Eventually when I started school at the Convent of the Holy Infant Jesus[3], I noticed that not all classmates of mine had English as first language, and the fact that my paternal grandparents spoke English with Received Pronunciation, became more of a dismay to me than anything else, since the English my friends spoke outside of the speech and drama classes from the Nuns, was different.

It was so different that it included words that didn’t even belong to English at all. I was a bit confused but tried to keep this ‘other’ language secret from my grandparents and other aunts and uncles who when I had slipped and spoken with a more Hokkien influenced English intonation, had rapped my knuckles followed by disapproving clicks of their tongue, tsk tsk…

Still, there was no stopping learning this ‘bad English’ at school, because socializing across cultures meant that a common language was needed in order to be part of the group, whether it was playing games or buying food at the canteen.

This ‘bad English’ was of course my first encounter with SCE or Singlish.

Having read theories of SCE[4], of it being for example a diglossic variation to Singapore Standard English (SSE), and having grown up in Singapore with English as mother tongue, which would theoretically place me in the acrolectal end of the sociolect continuum, I was surprised when reading Wee’s paper on the Singapore linguistic scene, that the words cited in the paper such as “cheebalized”, “untahanable” and “agaration” were not just new, but their usage unfathomable to me. I could of course guess their etymology, but I couldn’t really place them in context. I was for example, more familiar with the phrases, “bueh tahan” and “agak agak”, and where the word “cheebalized”[5] was certainly unimaginable in any polite context of use, here I found it cited in an academic paper!

Suddenly concerned at my lack of knowledge of SCE, I immediately flipped to the first page of the paper to check its year of publication – 2007 – only a mere five years after I had left Singapore, to live and work in Sweden.

My first thoughts were – I’m getting old – but from there, I of course realized that this linguistic scenario was also the reason why my knuckles were rapped by my older Eurasian relatives when I was young, for using ‘bad English’. Language evolves, and even the colloquial form of English in Singapore had never stopped evolving since the early 1900s, both as reflecting and as a reflection of current ‘realities’, between the people who use it. SCE had now moved on to new frontiers.

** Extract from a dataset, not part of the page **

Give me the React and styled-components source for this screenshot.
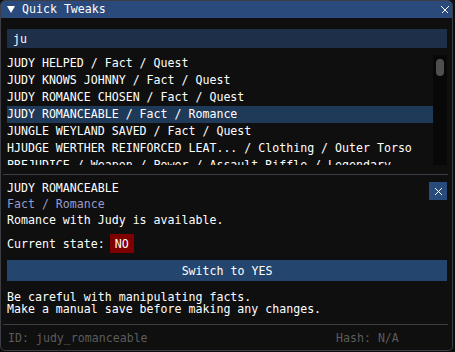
import React from "react";
import styled, { createGlobalStyle } from "styled-components";

const GlobalStyle = createGlobalStyle`
  html, body { margin: 0; padding: 0; background: #0d0d0d; }
  body { font-family: "DejaVu Sans Mono", "Liberation Mono", monospace; font-size: 11.6px; color: #ffffff; }
  * { box-sizing: border-box; }
`;

const Window = styled.div`
  width: 453px;
  height: 351px;
  border: 1px solid #3d3d45;
  border-radius: 5px;
  overflow: hidden;
  background: #0f0f0f;
  display: flex;
  flex-direction: column;
`;

const TitleBar = styled.div`
  height: 17px;
  flex-shrink: 0;
  background: #294a7a;
  display: flex;
  align-items: center;
  padding: 0 3px 0 6px;
  line-height: 13px;
`;

const TitleText = styled.span`
  margin-left: 7px;
  flex: 1;
  white-space: pre;
`;

const Body = styled.div`
  display: flex;
  flex-direction: column;
  padding: 0 5px 0 6px;
  flex: 1;
`;

const Input = styled.div`
  margin-top: 11px;
  height: 19px;
  background: #1d2f49;
  display: flex;
  align-items: center;
  padding-left: 6px;
`;

const ListArea = styled.div`
  margin-top: 7px;
  height: 110px;
  display: flex;
  overflow: hidden;
`;

const Rows = styled.div`
  flex: 1;
  display: flex;
  flex-direction: column;
  overflow: hidden;
`;

const Row = styled.div`
  height: 17px;
  flex-shrink: 0;
  line-height: 17px;
  white-space: pre;
  overflow: hidden;
  background: ${(p) => (p.$selected ? "#1f3958" : "transparent")};
`;

const Scrollbar = styled.div`
  width: 14px;
  flex-shrink: 0;
  background: #080808;
  padding: 4px 3px;
`;

const Grab = styled.div`
  height: 17px;
  border-radius: 4px;
  background: #4f4f4f;
`;

const Separator = styled.div`
  height: 1px;
  flex-shrink: 0;
  background: #3d3d45;
  margin: ${(p) => p.$top}px -1px 0 -4px;
`;

const Detail = styled.div`
  margin-top: 7px;
  display: grid;
  grid-template-columns: 1fr auto;
  align-items: start;
`;

const Lines = styled.div`
  display: flex;
  flex-direction: column;
  gap: 3px;
  line-height: 13px;
`;

const Category = styled.div`
  color: #9b9bcb;
`;

const SmallButton = styled.div`
  width: 18px;
  height: 18px;
  background: #294b7b;
  display: flex;
  align-items: center;
  justify-content: center;
  margin-right: 0;
`;

const StateRow = styled.div`
  margin-top: 7px;
  height: 19px;
  display: flex;
  align-items: center;
  white-space: pre;
`;

const Badge = styled.span`
  margin-left: 5px;
  height: 19px;
  padding: 0 5px;
  background: #7f0000;
  display: flex;
  align-items: center;
`;

const WideButton = styled.div`
  margin-top: 7px;
  height: 21px;
  background: #24456d;
  display: flex;
  align-items: center;
  justify-content: center;
`;

const Warning = styled.div`
  margin-top: 10px;
  line-height: 12px;
  white-space: pre;
`;

const Footer = styled.div`
  margin-top: 7px;
  line-height: 13px;
  display: grid;
  grid-template-columns: 328px 1fr;
  color: #5c5c5c;
  white-space: pre;
  padding-left: 1px;
`;

const Cross = ({ size = 8 }) => (
  <svg width={size} height={size} viewBox="0 0 8 8" shapeRendering="crispEdges">
    <path d="M0.5 0.5 L7.5 7.5 M7.5 0.5 L0.5 7.5" stroke="#ffffff" strokeWidth="1.2" fill="none" />
  </svg>
);

const Triangle = () => (
  <svg width="8" height="7" viewBox="0 0 8 7">
    <path d="M0 0 H8 L4 7 Z" fill="#ffffff" />
  </svg>
);

const rows = [
  "JUDY HELPED / Fact / Quest",
  "JUDY KNOWS JOHNNY / Fact / Quest",
  "JUDY ROMANCE CHOSEN / Fact / Quest",
  "JUDY ROMANCEABLE / Fact / Romance",
  "JUNGLE WEYLAND SAVED / Fact / Quest",
  "HJUDGE WERTHER REINFORCED LEAT... / Clothing / Outer Torso",
  "PREJUDICE / Weapon / Power / Assault Riffle / Legendary",
];

export default function App() {
  return (
    <>
      <GlobalStyle />
      <Window>
        <TitleBar>
          <Triangle />
          <TitleText>Quick Tweaks</TitleText>
          <Cross size={8} />
        </TitleBar>
        <Body>
          <Input>ju</Input>
          <ListArea>
            <Rows>
              {rows.map((r, i) => (
                <Row key={r} $selected={i === 3}>{r}</Row>
              ))}
            </Rows>
            <Scrollbar>
              <Grab />
            </Scrollbar>
          </ListArea>
          <Separator $top={9} />
          <Detail>
            <Lines>
              <div>JUDY ROMANCEABLE</div>
              <Category>Fact / Romance</Category>
              <div>Romance with Judy is available.</div>
            </Lines>
            <SmallButton>
              <Cross size={7} />
            </SmallButton>
          </Detail>
          <StateRow>
            Current state:
            <Badge>NO</Badge>
          </StateRow>
          <WideButton>Switch to YES</WideButton>
          <Warning>
            {"Be careful with manipulating facts.\nMake a manual save before making any changes."}
          </Warning>
          <Separator $top={9} />
          <Footer>
            <span>ID: judy_romanceable</span>
            <span>Hash: N/A</span>
          </Footer>
        </Body>
      </Window>
    </>
  );
}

The larger comfort, if I could call it such, is of course to situate all of this experience and initial alarm into the broader picture of things, framing it potentially in the theoretical Yin Yang perspective of culture. As language makes up part of culture in dialogic evolution with its people, in the context of Singapore, SCE has been and continues to be part of the country’s national identity, a shared heritage from the times of the British East India company with Singapore as a free port of trade, and when the necessity of a lingua franca arose between immigrants who arrived in Singapore for trade.

This shared ‘common language’ of course still exists today across ethnic and religious backgrounds, whilst Singapore still keeps standard English as one of its main administrative languages.

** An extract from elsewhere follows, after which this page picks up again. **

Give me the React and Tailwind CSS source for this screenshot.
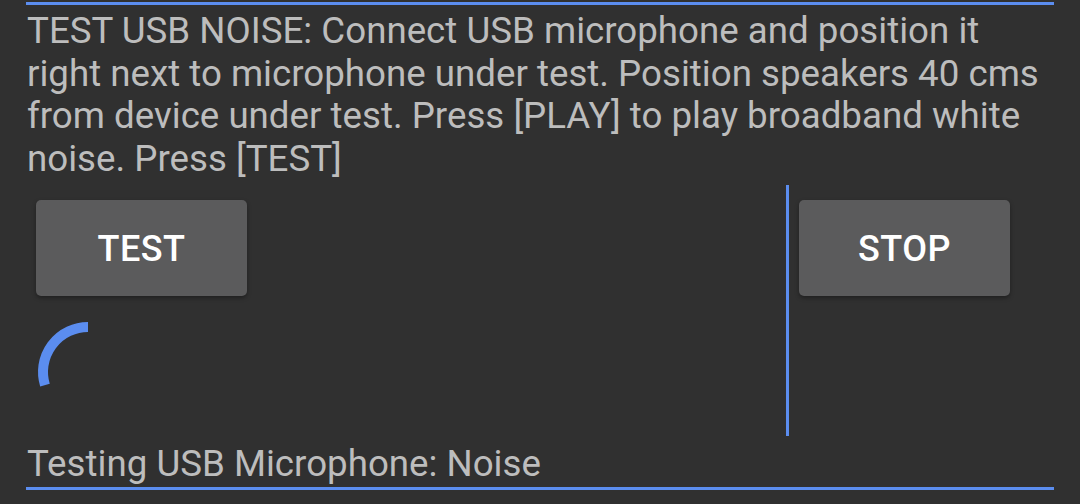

This observation, that as usual turns every sidetrack into something useful, had put me back in touch with my academic roots in language and linguistics.

And instead of being the typical over-achiever Singaporean with alarm sirens going off when I find that I no longer understand words from SCE cited in an academic paper, I figure it’s better to sit back and be rather Swedish about the whole thing, take things over fika in the manner of lagom and contemplate why it is that the very existence of new words within SCE, could well contribute to the overall theoretical foundations of the Yin Yang perspective of culture[6] – not a bad idea at all to share in Stockholm come early June 2012.

Footnotes
[1] Wee, L.H. 2007. Englishization as an aspect of building the Singapore identity. Chapter contribution to, Englishization in Asia. K.K. Tam, ed. Hong Kong Open University Press, pp. 46-69.

[2] Lim Pin Foo. The Singapore Eurasians – The Inheritors of Western and Asian Cultures. March 31, 2011 at 12:00 am (Current Affairs, History).

[3] CHIJ Katong was established in 1930 by the Infant Jesus Sisters based on the philosophy and teachings of Friar Nicolas Barré. Born in Amiens, France, on 21 October 1621 and educated by the Jesuits, Nicolas Barré joined the Minims of St Francis of Paola. The Order of the Minims (O.M.) are members of the Roman Catholic religious order founded by St. Francis of Paola in 15th century Italy. The Order soon spread to France, Germany and Spain and continues to exist today. The movement of the Order includes the friars, the nuns (who set up the CHIJ schools in Singapore) and the laypeople who live in the spirit of the Order in their daily lives. Today, there are two fraternities of the Minim tertiaries, both are in Italy.

[4] See the body of literature on SCE and SSE by Anthea Gupta Fraser, Anne Pakir, Bao Zhiming, Mary Tay, Joseph A. Foley, John Platt, Lionel Wee, Lubna Alsagoff, Ho Chee Lick and Thiru Kandiah (et. al).

[5] cheebalized – a fusion word in SCE to denote a sarcastic remark for “civilized”, with Hokkien etymology and the English suffix “-ize” (Wee, 2007). Here in the title of this blog, the word is meant to refer to the “uncivilized” and perhaps “uncontrollable” manner of language evolution, that leads to the serendipitous use of words in new contexts.

[6] “YIN YANG: A new perspective on culture”. The Inaugural International Conference on Yin Yang Paradigm at the Stockholm University School of Business. June 7-11, 2012. Conference Chair: Professor Tony Fang, Stockholm University School of Business.